Elvis Cole is a private eye in LA who has a partner named Joe Pike. I’ve enjoyed the series so much that I’ve already finished the first three books. The first book in the series, The Monkey’s Raincoat, was published in 1987 but is set a couple of years earlier – before cell phones became ubiquitous. It’s a nice reminder of the days when you had to carry change for pay phones and sometimes found them occupied, forcing you to wait or find a phone down the block. I have college memories of pay phones lined up at the student center like port-a-potties at a 10K. Ah, the heady days of actually being out of touch.

Cole and Pike are both Army vets who served in Vietnam. Both picked up a fair amount of toughness from the experience although Pike is the one who became “very good at inflicting violence.”

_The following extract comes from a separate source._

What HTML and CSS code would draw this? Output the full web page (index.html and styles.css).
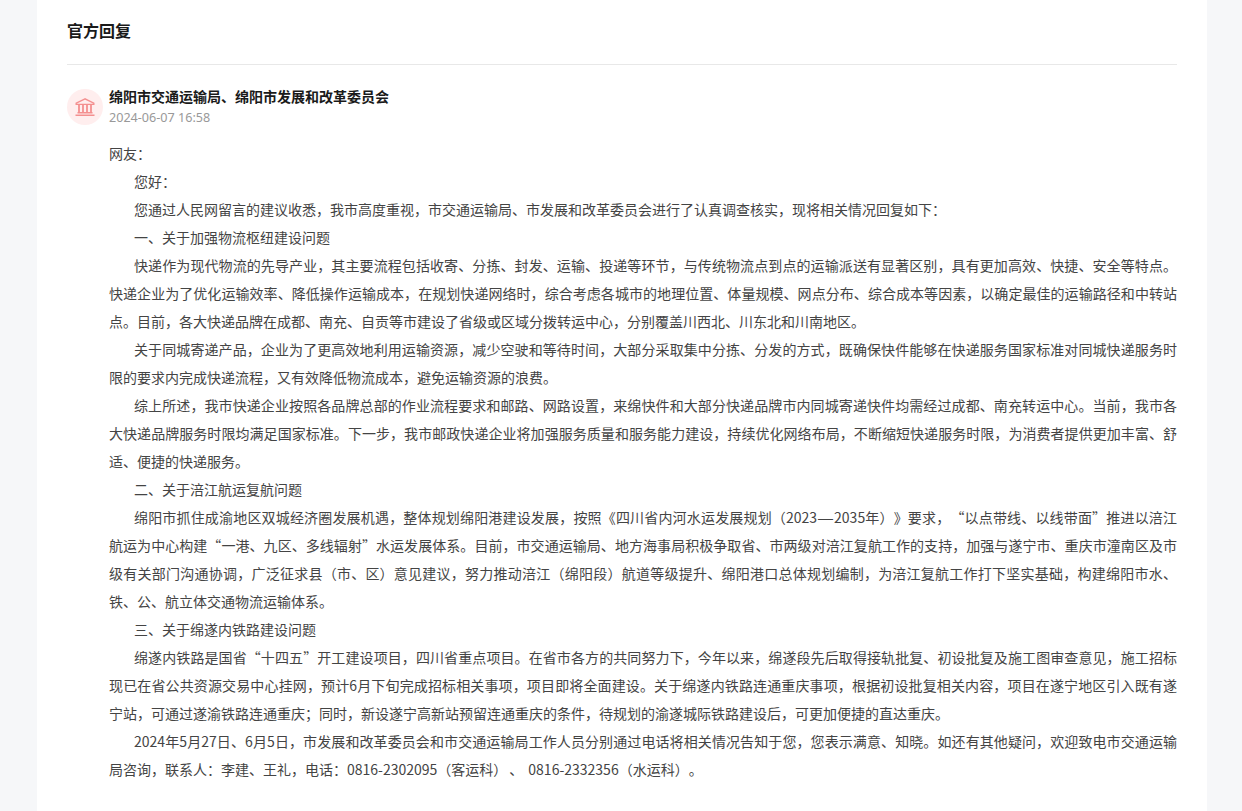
FILE: index.html
```html
<!DOCTYPE html>
<html lang="zh">
<head>
<meta charset="utf-8">
<title>官方回复</title>
<link rel="stylesheet" href="styles.css">
</head>
<body>
<main class="card">
  <h2 class="title">官方回复</h2>
  <section class="reply">
    <header class="head">
      <span class="avatar">
        <svg width="20" height="18" viewBox="0 0 20 18" fill="none" stroke="#f48f8f" stroke-width="1.400">
          <path d="M10 .9 1.200 5.200v1.200h17.600V5.200z"/>
          <path d="M4 7v7.500M8 7v7.500M12 7v7.500M16 7v7.500" stroke-width="1.800"/>
          <path d="M2.500 14.700h15M.5 17.200h19" stroke-width="1.400"/>
        </svg>
      </span>
      <div class="meta">
        <div class="org">绵阳市交通运输局、绵阳市发展和改革委员会</div>
        <div class="date">2024-06-07 16:58</div>
      </div>
    </header>
    <div class="body">
      <p>网友：</p>
      <p class="ind">您好：</p>
      <p class="ind">您通过人民网留言的建议收悉，我市高度重视，市交通运输局、市发展和改革委员会进行了认真调查核实，现将相关情况回复如下：</p>
      <p class="ind">一、关于加强物流枢纽建设问题</p>
      <p class="ind">快递作为现代物流的先导产业，其主要流程包括收寄、分拣、封发、运输、投递等环节，与传统物流点到点的运输派送有显著区别，具有更加高效、快捷、安全等特点。快递企业为了优化运输效率、降低操作运输成本，在规划快递网络时，综合考虑各城市的地理位置、体量规模、网点分布、综合成本等因素，以确定最佳的运输路径和中转站点。目前，各大快递品牌在成都、南充、自贡等市建设了省级或区域分拨转运中心，分别覆盖川西北、川东北和川南地区。</p>
      <p class="ind">关于同城寄递产品，企业为了更高效地利用运输资源，减少空驶和等待时间，大部分采取集中分拣、分发的方式，既确保快件能够在快递服务国家标准对同城快递服务时限的要求内完成快递流程，又有效降低物流成本，避免运输资源的浪费。</p>
      <p class="ind">综上所述，我市快递企业按照各品牌总部的作业流程要求和邮路、网路设置，来绵快件和大部分快递品牌市内同城寄递快件均需经过成都、南充转运中心。当前，我市各大快递品牌服务时限均满足国家标准。下一步，我市邮政快递企业将加强服务质量和服务能力建设，持续优化网络布局，不断缩短快递服务时限，为消费者提供更加丰富、舒适、便捷的快递服务。</p>
      <p class="ind">二、关于涪江航运复航问题</p>
      <p class="ind">绵阳市抓住成渝地区双城经济圈发展机遇，整体规划绵阳港建设发展，按照《四川省内河水运发展规划（2023<span class="dash">—</span>2035年）》要求，“以点带线、以线带面”推进以涪江航运为中心构建“一港、九区、多线辐射”水运发展体系。目前，市交通运输局、地方海事局积极争取省、市两级对涪江复航工作的支持，加强与遂宁市、重庆市潼南区及市级有关部门沟通协调，广泛征求县（市、区）意见建议，努力推动涪江（绵阳段）航道等级提升、绵阳港口总体规划编制，为涪江复航工作打下坚实基础，构建绵阳市水、铁、公、航立体交通物流运输体系。</p>
      <p class="ind">三、关于绵遂内铁路建设问题</p>
      <p class="ind">绵遂内铁路是国省“十四五”开工建设项目，四川省重点项目。在省市各方的共同努力下，今年以来，绵遂段先后取得接轨批复、初设批复及施工图审查意见，施工招标现已在省公共资源交易中心挂网，预计6月下旬完成招标相关事项，项目即将全面建设。关于绵遂内铁路连通重庆事项，根据初设批复相关内容，项目在遂宁地区引入既有遂宁站，可通过遂渝铁路连通重庆；同时，新设遂宁高新站预留连通重庆的条件，待规划的渝遂城际铁路建设后，可更加便捷的直达重庆。</p>
      <p class="ind">2024年5月27日、6月5日，市发展和改革委员会和市交通运输局工作人员分别通过电话将相关情况告知于您，您表示满意、知晓。如还有其他疑问，欢迎致电市交通运输局咨询，联系人：李建、王礼，电话：0816-2302095（客运科）<span class="comma">、</span>0816-2332356（水运科）。</p>
    </div>
  </section>
</main>
</body>
</html>
```

FILE: styles.css
```css
* { box-sizing: border-box; }
html, body { margin: 0; padding: 0; height: 100%; overflow: hidden; }
body {
  background: #f6f7f9;
  font-family: "Noto Sans CJK SC", "Noto Sans", sans-serif;
  color: #444;
  text-spacing-trim: space-all;
  font-kerning: none;
  font-feature-settings: "chws" 0, "kern" 0, "palt" 0;
}
.card {
  width: 1170px;
  height: 811px;
  margin-left: 37px;
  padding: 0 30px;
  background: #fff;
}
.title {
  margin: 0;
  height: 65px;
  padding-top: 18px;
  font-size: 16px;
  line-height: 25px;
  font-weight: 700;
  color: #1a1a1a;
  border-bottom: 1px solid #e8e8e8;
}
.reply { padding-top: 21px; }
.head { display: flex; align-items: flex-start; gap: 6px; }
.avatar {
  width: 36px;
  height: 36px;
  margin-top: 3px;
  border-radius: 50%;
  background: #ffeeee;
  display: flex;
  align-items: center;
  justify-content: center;
  flex: none;
}
.meta { display: flex; flex-direction: column; gap: 2px; }
.org { font-size: 14px; line-height: 20px; font-weight: 700; color: #1a1a1a; }
.date { font-size: 12.600px; line-height: 20px; color: #999; font-family: "Noto Sans", sans-serif; }
.body { margin: 11px 0 0 42px; font-size: 14px; line-height: 28px; }
.body p { margin: 0; text-align: justify; }
.body .ind { text-indent: 25px; }
.dash { font-family: "Liberation Sans", sans-serif; font-size: 15px; line-height: 1; margin: 0 1px; }
.comma { margin-left: 2px; margin-right: 5px; }
```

I’m reading the books in order because I enjoy seeing authors mature in their style and ability over time. Thus far, they’re all worth reading and remind me of a blend of Michael Connelly’s Bosch series and John Sanford’s Prey series. 

If you’re unwilling to commit to the entire 19 (!) book series, consider starting with The Sentry. Mostly the books stand alone with only minor ties to earlier works – nothing that spoils the story if you read them out of order.

Not by Robert Crais, but a great book. Buy it here.

The Monkey’s Raincoat starts in LA and involves a wife looking for her missing husband and son. At one point the story takes them up to the High Desert near where I used to live and fly. It’s interesting to see places you’ve lived through someone else’s eyes. 

As a writer, Crais does a couple of things that I appreciated in the novel. First of all, he gives some insight into how marriage and relationships change people – even when we don’t see it. It’s very nicely done. The second is that the characters are well developed. Pike comes off as a caricature at first and develops much later than Cole, but Crais develops them both.

These aren’t Sci Fi, but are great stories nonetheless. On the Feral Scale, Monkey’s Raincoat comes in at an 8.